### Supplied data
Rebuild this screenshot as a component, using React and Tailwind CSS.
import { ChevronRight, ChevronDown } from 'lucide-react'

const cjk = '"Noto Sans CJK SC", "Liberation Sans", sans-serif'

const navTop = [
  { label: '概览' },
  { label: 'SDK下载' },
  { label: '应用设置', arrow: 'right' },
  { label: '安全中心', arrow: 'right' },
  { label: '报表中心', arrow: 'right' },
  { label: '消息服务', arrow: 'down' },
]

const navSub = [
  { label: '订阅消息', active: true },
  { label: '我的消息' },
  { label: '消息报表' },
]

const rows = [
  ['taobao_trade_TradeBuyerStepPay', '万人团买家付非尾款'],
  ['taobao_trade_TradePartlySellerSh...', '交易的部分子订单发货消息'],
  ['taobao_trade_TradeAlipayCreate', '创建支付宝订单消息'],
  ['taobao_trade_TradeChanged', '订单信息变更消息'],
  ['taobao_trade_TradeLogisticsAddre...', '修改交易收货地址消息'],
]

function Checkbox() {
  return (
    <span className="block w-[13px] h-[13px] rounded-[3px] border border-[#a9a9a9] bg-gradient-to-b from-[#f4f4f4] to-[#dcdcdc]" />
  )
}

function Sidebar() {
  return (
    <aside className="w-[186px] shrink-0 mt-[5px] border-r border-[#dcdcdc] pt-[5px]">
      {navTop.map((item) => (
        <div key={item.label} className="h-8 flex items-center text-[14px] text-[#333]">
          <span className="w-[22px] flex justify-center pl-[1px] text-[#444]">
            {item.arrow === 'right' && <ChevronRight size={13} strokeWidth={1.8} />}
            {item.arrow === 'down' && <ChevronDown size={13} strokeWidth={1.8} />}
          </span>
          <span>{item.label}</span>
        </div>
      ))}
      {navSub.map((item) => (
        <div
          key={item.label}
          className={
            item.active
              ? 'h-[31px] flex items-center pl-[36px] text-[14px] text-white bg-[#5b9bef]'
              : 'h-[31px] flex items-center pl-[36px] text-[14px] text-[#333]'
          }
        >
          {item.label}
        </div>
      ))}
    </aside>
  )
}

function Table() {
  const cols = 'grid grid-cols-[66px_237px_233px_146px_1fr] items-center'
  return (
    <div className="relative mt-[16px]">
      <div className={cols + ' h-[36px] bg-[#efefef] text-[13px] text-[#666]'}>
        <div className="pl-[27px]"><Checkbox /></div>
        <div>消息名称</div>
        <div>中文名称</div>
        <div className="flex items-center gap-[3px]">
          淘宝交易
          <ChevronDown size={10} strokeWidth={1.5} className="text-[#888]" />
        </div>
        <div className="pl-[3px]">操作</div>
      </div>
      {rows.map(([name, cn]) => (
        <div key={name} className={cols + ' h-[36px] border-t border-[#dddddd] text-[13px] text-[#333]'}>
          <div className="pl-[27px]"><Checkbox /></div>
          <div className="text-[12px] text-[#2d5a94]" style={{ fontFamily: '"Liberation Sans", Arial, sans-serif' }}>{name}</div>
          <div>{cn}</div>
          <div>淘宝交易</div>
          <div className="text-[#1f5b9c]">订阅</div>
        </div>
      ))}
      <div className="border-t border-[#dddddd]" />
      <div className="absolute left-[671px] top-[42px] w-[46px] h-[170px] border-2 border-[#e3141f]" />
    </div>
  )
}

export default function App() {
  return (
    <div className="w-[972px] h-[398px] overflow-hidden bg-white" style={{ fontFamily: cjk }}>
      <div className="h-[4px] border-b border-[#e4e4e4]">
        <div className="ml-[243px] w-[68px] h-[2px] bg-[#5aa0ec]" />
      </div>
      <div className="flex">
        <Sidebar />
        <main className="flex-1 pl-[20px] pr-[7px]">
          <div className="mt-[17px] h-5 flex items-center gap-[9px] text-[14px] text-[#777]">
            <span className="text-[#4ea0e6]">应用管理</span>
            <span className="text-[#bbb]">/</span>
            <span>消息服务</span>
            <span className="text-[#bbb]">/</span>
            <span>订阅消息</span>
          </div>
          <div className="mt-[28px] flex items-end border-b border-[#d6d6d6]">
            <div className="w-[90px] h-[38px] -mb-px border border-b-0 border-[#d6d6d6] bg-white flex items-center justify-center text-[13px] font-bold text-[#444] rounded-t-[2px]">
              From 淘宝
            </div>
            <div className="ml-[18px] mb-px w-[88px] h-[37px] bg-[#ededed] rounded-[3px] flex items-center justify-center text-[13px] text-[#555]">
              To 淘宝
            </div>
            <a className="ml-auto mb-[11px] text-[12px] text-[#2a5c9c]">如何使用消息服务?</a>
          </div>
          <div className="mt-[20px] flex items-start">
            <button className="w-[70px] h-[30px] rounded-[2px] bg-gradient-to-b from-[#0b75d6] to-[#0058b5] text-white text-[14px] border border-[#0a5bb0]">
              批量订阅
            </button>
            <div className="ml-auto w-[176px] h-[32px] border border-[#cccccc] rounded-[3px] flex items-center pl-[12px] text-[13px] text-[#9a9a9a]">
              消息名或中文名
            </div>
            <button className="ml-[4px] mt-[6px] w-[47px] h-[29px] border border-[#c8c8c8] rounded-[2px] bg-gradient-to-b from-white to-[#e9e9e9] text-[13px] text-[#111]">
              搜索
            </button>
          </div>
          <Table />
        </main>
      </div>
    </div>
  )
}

### The task
Write each line above out exactly.

### Response to this task
Rebuild this screenshot as a component, using React and Tailwind CSS.
import { ChevronRight, ChevronDown } from 'lucide-react'

const cjk = '"Noto Sans CJK SC", "Liberation Sans", sans-serif'

const navTop = [
  { label: '概览' },
  { label: 'SDK下载' },
  { label: '应用设置', arrow: 'right' },
  { label: '安全中心', arrow: 'right' },
  { label: '报表中心', arrow: 'right' },
  { label: '消息服务', arrow: 'down' },
]

const navSub = [
  { label: '订阅消息', active: true },
  { label: '我的消息' },
  { label: '消息报表' },
]

const rows = [
  ['taobao_trade_TradeBuyerStepPay', '万人团买家付非尾款'],
  ['taobao_trade_TradePartlySellerSh...', '交易的部分子订单发货消息'],
  ['taobao_trade_TradeAlipayCreate', '创建支付宝订单消息'],
  ['taobao_trade_TradeChanged', '订单信息变更消息'],
  ['taobao_trade_TradeLogisticsAddre...', '修改交易收货地址消息'],
]

function Checkbox() {
  return (
    <span className="block w-[13px] h-[13px] rounded-[3px] border border-[#a9a9a9] bg-gradient-to-b from-[#f4f4f4] to-[#dcdcdc]" />
  )
}

function Sidebar() {
  return (
    <aside className="w-[186px] shrink-0 mt-[5px] border-r border-[#dcdcdc] pt-[5px]">
      {navTop.map((item) => (
        <div key={item.label} className="h-8 flex items-center text-[14px] text-[#333]">
          <span className="w-[22px] flex justify-center pl-[1px] text-[#444]">
            {item.arrow === 'right' && <ChevronRight size={13} strokeWidth={1.8} />}
            {item.arrow === 'down' && <ChevronDown size={13} strokeWidth={1.8} />}
          </span>
          <span>{item.label}</span>
        </div>
      ))}
      {navSub.map((item) => (
        <div
          key={item.label}
          className={
            item.active
              ? 'h-[31px] flex items-center pl-[36px] text-[14px] text-white bg-[#5b9bef]'
              : 'h-[31px] flex items-center pl-[36px] text-[14px] text-[#333]'
          }
        >
          {item.label}
        </div>
      ))}
    </aside>
  )
}

function Table() {
  const cols = 'grid grid-cols-[66px_237px_233px_146px_1fr] items-center'
  return (
    <div className="relative mt-[16px]">
      <div className={cols + ' h-[36px] bg-[#efefef] text-[13px] text-[#666]'}>
        <div className="pl-[27px]"><Checkbox /></div>
        <div>消息名称</div>
        <div>中文名称</div>
        <div className="flex items-center gap-[3px]">
          淘宝交易
          <ChevronDown size={10} strokeWidth={1.5} className="text-[#888]" />
        </div>
        <div className="pl-[3px]">操作</div>
      </div>
      {rows.map(([name, cn]) => (
        <div key={name} className={cols + ' h-[36px] border-t border-[#dddddd] text-[13px] text-[#333]'}>
          <div className="pl-[27px]"><Checkbox /></div>
          <div className="text-[12px] text-[#2d5a94]" style={{ fontFamily: '"Liberation Sans", Arial, sans-serif' }}>{name}</div>
          <div>{cn}</div>
          <div>淘宝交易</div>
          <div className="text-[#1f5b9c]">订阅</div>
        </div>
      ))}
      <div className="border-t border-[#dddddd]" />
      <div className="absolute left-[671px] top-[42px] w-[46px] h-[170px] border-2 border-[#e3141f]" />
    </div>
  )
}

export default function App() {
  return (
    <div className="w-[972px] h-[398px] overflow-hidden bg-white" style={{ fontFamily: cjk }}>
      <div className="h-[4px] border-b border-[#e4e4e4]">
        <div className="ml-[243px] w-[68px] h-[2px] bg-[#5aa0ec]" />
      </div>
      <div className="flex">
        <Sidebar />
        <main className="flex-1 pl-[20px] pr-[7px]">
          <div className="mt-[17px] h-5 flex items-center gap-[9px] text-[14px] text-[#777]">
            <span className="text-[#4ea0e6]">应用管理</span>
            <span className="text-[#bbb]">/</span>
            <span>消息服务</span>
            <span className="text-[#bbb]">/</span>
            <span>订阅消息</span>
          </div>
          <div className="mt-[28px] flex items-end border-b border-[#d6d6d6]">
            <div className="w-[90px] h-[38px] -mb-px border border-b-0 border-[#d6d6d6] bg-white flex items-center justify-center text-[13px] font-bold text-[#444] rounded-t-[2px]">
              From 淘宝
            </div>
            <div className="ml-[18px] mb-px w-[88px] h-[37px] bg-[#ededed] rounded-[3px] flex items-center justify-center text-[13px] text-[#555]">
              To 淘宝
            </div>
            <a className="ml-auto mb-[11px] text-[12px] text-[#2a5c9c]">如何使用消息服务?</a>
          </div>
          <div className="mt-[20px] flex items-start">
            <button className="w-[70px] h-[30px] rounded-[2px] bg-gradient-to-b from-[#0b75d6] to-[#0058b5] text-white text-[14px] border border-[#0a5bb0]">
              批量订阅
            </button>
            <div className="ml-auto w-[176px] h-[32px] border border-[#cccccc] rounded-[3px] flex items-center pl-[12px] text-[13px] text-[#9a9a9a]">
              消息名或中文名
            </div>
            <button className="ml-[4px] mt-[6px] w-[47px] h-[29px] border border-[#c8c8c8] rounded-[2px] bg-gradient-to-b from-white to-[#e9e9e9] text-[13px] text-[#111]">
              搜索
            </button>
          </div>
          <Table />
        </main>
      </div>
    </div>
  )
}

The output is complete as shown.